Notes from The Restorationist

The third and final entry in our film noir-tinged byNWR volume, Joseph Lerner’s 1950 Guilty Bystander, was one of the more eagerly-anticipated projects of the Restorationists team. It falls into a category of 1940s-1950s noir productions were churned out by independent producers or “Poverty Row” studios (ala Eagle Lion or PRC) which may have been shot by very talented cinematographers, landed on the quirkier end of the subject matter spectrum than most major studio pictures of the time, or starred interesting actors who’d lost their big Hollywood contracts (Joan Leslie in 1949’s Repeat Performance comes to mind). 

Guilty Bystander has a little bit of all of this, and sports gorgeous photography by Gerald Hirschfeld – but you would never have known that, unless you saw the film’s original release. As the film has fallen into the public domain, it has only circulated in unbelievably bad video copies for decades, which, in turn, tended to be taken from damaged and cut 16mm prints. Amongst film noir enthusiasts, Guilty Bystander has been one of those elusive titles that seemed destined to only be available hidden underneath blurry brown layers of murk and garbage, with entire sequences of the film virtually unreadable. If you were one of the few private collectors to own a 16mm print, it would almost certainly be heavily worn out, missing bits and pieces, and not printed that well to begin with.

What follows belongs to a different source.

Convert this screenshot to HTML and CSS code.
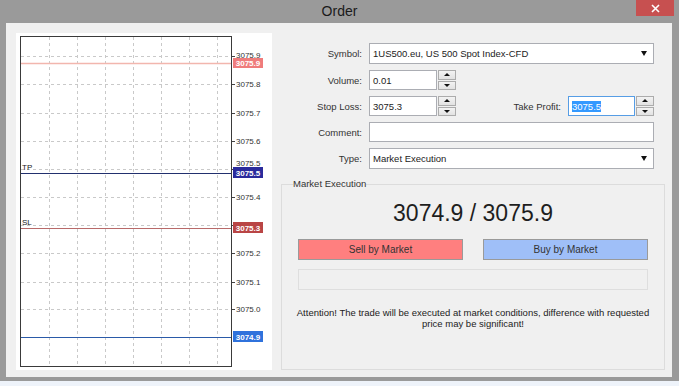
FILE: index.html
```html
<!DOCTYPE html>
<html lang="en">
<head>
    <meta charset="UTF-8">
    <meta name="viewport" content="width=device-width, initial-scale=1.0">
    <title>Order</title>
    <link rel="stylesheet" href="styles.css">
</head>
<body>
    <div class="window">
        <div class="titlebar">
            <span></span>
            <span class="title">Order</span>
            <button class="close">
                <svg width="9" height="9" viewBox="0 0 9 9"><path d="M1 1L8 8M8 1L1 8" stroke="#fff" stroke-width="1.6"/></svg>
            </button>
        </div>
        <div class="content">
            <div class="chart">
                <svg width="256" height="337" viewBox="0 0 256 337">
                    <g stroke="#c9c9c9" stroke-dasharray="3 3">
                        <path d="M33.5 4V333M61.5 4V333M89.5 4V333M117.5 4V333M145.5 4V333M173.5 4V333M201.5 4V333"/>
                        <path d="M5 23.5H215M5 51.5H215M5 80.5H215M5 108.5H215M5 136.5H215M5 164.5H215M5 192.5H215M5 220.5H215M5 249.5H215M5 276.5H215"/>
                    </g>
                    <path d="M215 23.5H219M215 51.5H219M215 80.5H219M215 108.5H219M215 136.5H219M215 164.5H219M215 192.5H219M215 220.5H219M215 249.5H219M215 276.5H219" stroke="#444"/>
                    <g class="axis">
                        <text x="220" y="22">3075.9</text>
                        <text x="220" y="51.5">3075.8</text>
                        <text x="220" y="80.5">3075.7</text>
                        <text x="220" y="108.5">3075.6</text>
                        <text x="220" y="130">3075.5</text>
                        <text x="220" y="164.5">3075.4</text>
                        <text x="220" y="220.5">3075.2</text>
                        <text x="220" y="249.5">3075.1</text>
                        <text x="220" y="276.5">3075.0</text>
                    </g>
                    <path d="M5 30.5H215" stroke="#f2b6ae" stroke-width="1.5"/>
                    <path d="M5 140.5H215" stroke="#22306e"/>
                    <path d="M5 195.5H215" stroke="#b86a6a"/>
                    <path d="M5 304.5H215" stroke="#2a5aa8"/>
                    <rect x="4.5" y="3.5" width="211" height="330" fill="none" stroke="#3a3a3a"/>
                    <text class="mark" x="6" y="137">TP</text>
                    <text class="mark" x="6" y="192">SL</text>
                    <rect x="217" y="25" width="30" height="10" fill="#ef7c7c"/>
                    <rect x="217" y="134" width="30" height="11" fill="#2b2b9c"/>
                    <rect x="217" y="189" width="30" height="11" fill="#b94545"/>
                    <rect x="217" y="298" width="30" height="11" fill="#2f72dc"/>
                    <g class="tag">
                        <text x="232" y="30.5">3075.9</text>
                        <text x="232" y="140">3075.5</text>
                        <text x="232" y="195">3075.3</text>
                        <text x="232" y="304">3074.9</text>
                    </g>
                </svg>
            </div>
            <div class="side">
                <div class="form">
                    <label>Symbol:</label>
                    <div class="field select">1US500.eu, US 500 Spot Index-CFD <span class="arrow"></span></div>

                    <label>Volume:</label>
                    <div class="pair">
                        <div class="spin">
                            <div class="field">0.01</div>
                            <div class="spinner"><span class="up"></span><span class="down"></span></div>
                        </div>
                    </div>

                    <label>Stop Loss:</label>
                    <div class="pair">
                        <div class="spin">
                            <div class="field">3075.3</div>
                            <div class="spinner"><span class="up"></span><span class="down"></span></div>
                        </div>
                        <label class="tp-label">Take Profit:</label>
                        <div class="spin tp">
                            <div class="field focus"><span class="sel">3075.5</span></div>
                            <div class="spinner"><span class="up"></span><span class="down"></span></div>
                        </div>
                    </div>

                    <label>Comment:</label>
                    <div class="field"></div>

                    <label>Type:</label>
                    <div class="field select">Market Execution <span class="arrow"></span></div>
                </div>

                <fieldset class="group">
                    <legend>Market Execution</legend>
                    <div class="price">3074.9 / 3075.9</div>
                    <div class="buttons">
                        <button class="sell">Sell by Market</button>
                        <button class="buy">Buy by Market</button>
                    </div>
                    <div class="status"></div>
                    <p class="note">Attention! The trade will be executed at market conditions, difference with requested<br>price may be significant!</p>
                </fieldset>
            </div>
        </div>
    </div>
</body>
</html>
```

FILE: styles.css
```css
body {
    margin: 0;
    background-color: #eef3fa;
    font-family: "Liberation Sans", Arial, sans-serif;
    font-size: 9.5px;
    color: #222;
}
.window {
    width: 679px;
    height: 381px;
    background-color: #9a9a9a;
    display: flex;
    flex-direction: column;
}
.titlebar {
    height: 23px;
    display: grid;
    grid-template-columns: 1fr auto 1fr;
    align-items: start;
}
.title {
    font-size: 14px;
    line-height: 22px;
    color: #1a1a1a;
}
.close {
    justify-self: end;
    margin-right: 5px;
    width: 38px;
    height: 16px;
    padding: 0;
    border: none;
    background-color: #c75050;
    display: flex;
    align-items: center;
    justify-content: center;
}
.content {
    flex: 1;
    margin: 0 7px 4px 6px;
    padding: 10px 0 0 10px;
    background-color: #f0f0f0;
    display: flex;
    gap: 9px;
}
.chart {
    width: 256px;
    height: 337px;
    background-color: #fff;
}
.chart svg {
    display: block;
}
.axis text {
    font-size: 8px;
    fill: #333;
    dominant-baseline: central;
}
.mark {
    font-size: 8px;
    fill: #222;
}
.tag text {
    font-size: 8px;
    font-weight: bold;
    fill: #fff;
    text-anchor: middle;
    dominant-baseline: central;
}
.side {
    width: 384px;
    padding-top: 10px;
    display: flex;
    flex-direction: column;
}
.form {
    display: grid;
    grid-template-columns: 81px 285px;
    grid-template-rows: 21px 20px 20px 20px 21px;
    column-gap: 7px;
    row-gap: 6px;
}
.form label {
    text-align: right;
    align-self: center;
    color: #333;
}
.field {
    box-sizing: border-box;
    height: 100%;
    background-color: #fff;
    border: 1px solid #abadb3;
    padding: 0 3px;
    display: flex;
    align-items: center;
    color: #222;
}
.select {
    justify-content: space-between;
    padding-right: 6px;
}
.arrow {
    width: 0;
    height: 0;
    border-left: 3px solid transparent;
    border-right: 3px solid transparent;
    border-top: 5px solid #111;
}
.pair {
    display: flex;
}
.spin {
    width: 87px;
    display: flex;
}
.spin .field {
    width: 68px;
}
.spinner {
    width: 19px;
    display: flex;
    flex-direction: column;
    gap: 1px;
    padding: 0 0 0 1px;
    box-sizing: border-box;
}
.spinner span {
    flex: 1;
    border: 1px solid #acacac;
    background: linear-gradient(#f3f3f3, #e2e2e2);
    display: flex;
    align-items: center;
    justify-content: center;
}
.spinner .up::before {
    content: "";
    border-left: 3px solid transparent;
    border-right: 3px solid transparent;
    border-bottom: 3px solid #111;
}
.spinner .down::before {
    content: "";
    border-left: 3px solid transparent;
    border-right: 3px solid transparent;
    border-top: 3px solid #111;
}
.form .tp-label {
    flex: 1;
    padding-right: 7px;
}
.spin.tp {
    width: 86px;
}
.focus {
    border-color: #569de5;
}
.sel {
    background-color: #3399ff;
    color: #fff;
}
.group {
    flex: 1;
    margin: 9px 0 7px 0;
    padding: 0 16px;
    border: 1px solid #dcdcdc;
    min-width: 0;
}
.group legend {
    margin-left: -5px;
    padding: 0;
    line-height: 12px;
    color: #333;
}
.price {
    margin-top: 9px;
    text-align: center;
    font-size: 23px;
    line-height: 28px;
    color: #1e1e1e;
}
.buttons {
    margin-top: 12px;
    display: flex;
    gap: 20px;
}
.buttons button {
    width: 165px;
    height: 21px;
    font-family: inherit;
    font-size: 10px;
    color: #333;
    border: 1px solid #9a9a9a;
    padding: 0;
}
.sell {
    background-color: #ff7f7f;
}
.buy {
    background-color: #9fbff8;
}
.status {
    margin-top: 9px;
    height: 21px;
    box-sizing: border-box;
    border: 1px solid #dedede;
}
.note {
    margin: 17px -14px 0 -14px;
    text-align: center;
    line-height: 11px;
    white-space: nowrap;
    color: #222;
}
```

And so it was with great excitement that we learned from researcher, programmer and “The Czar of Noir” Eddie Muller that he had discovered the British Film Institute in London was holding what is believed to be the sole existing 35mm safety print of Guilty Bystander in its vault. Its original negative is lost, likely destroyed when Deluxe Labs went out of business (if not earlier), and this print would therefore be the closest thing to the “master” that would likely ever be found on the film. An arrangement was made with the BFI to access the print and have it scanned at Immagine Ritrovata in Bologna, Italy, who had previously worked magic on our restoration of Shanty Tramp. 

As print sources go, we are all fortunate that this copy of Guilty Bystander was archived at the BFI before it could sustain too much serious damage from sloppy projection and handling. Unfortunately, though, as could be expected with a 69-year-old element, there were issues of instability in the image, as well as some curious negative scratching. The Restorationists were able to correct the vast majority of these problems, but there are also a handful of sections where frames are outright missing, likely removed after damage, and these irreplaceable sections unfortunately have to remain has subtle jump cuts. The optical track on the print was also particularly noisy, but we worked with Red Channels studio to clean out an immense amount of hiss and crackle from the track.

Thanks to the wonderful archival interview from 1987, conducted with director Joseph Lerner, and his collaborator and wife Geraldine Lerner, by Richard Koszarski (available to stream here on byNWR), we learned that not only did Geraldine cut picture on Guilty Bystander and Joseph’s other films, but she also mixed his sound as well – a fairly unusual gig for a woman at the time. Her incredible attention to detail, in terms of matching room tone from shot to shot and creating ambience, points to her as a unique artist in her own right, and this new restoration allows us to listen to the film carefully just as much as view it.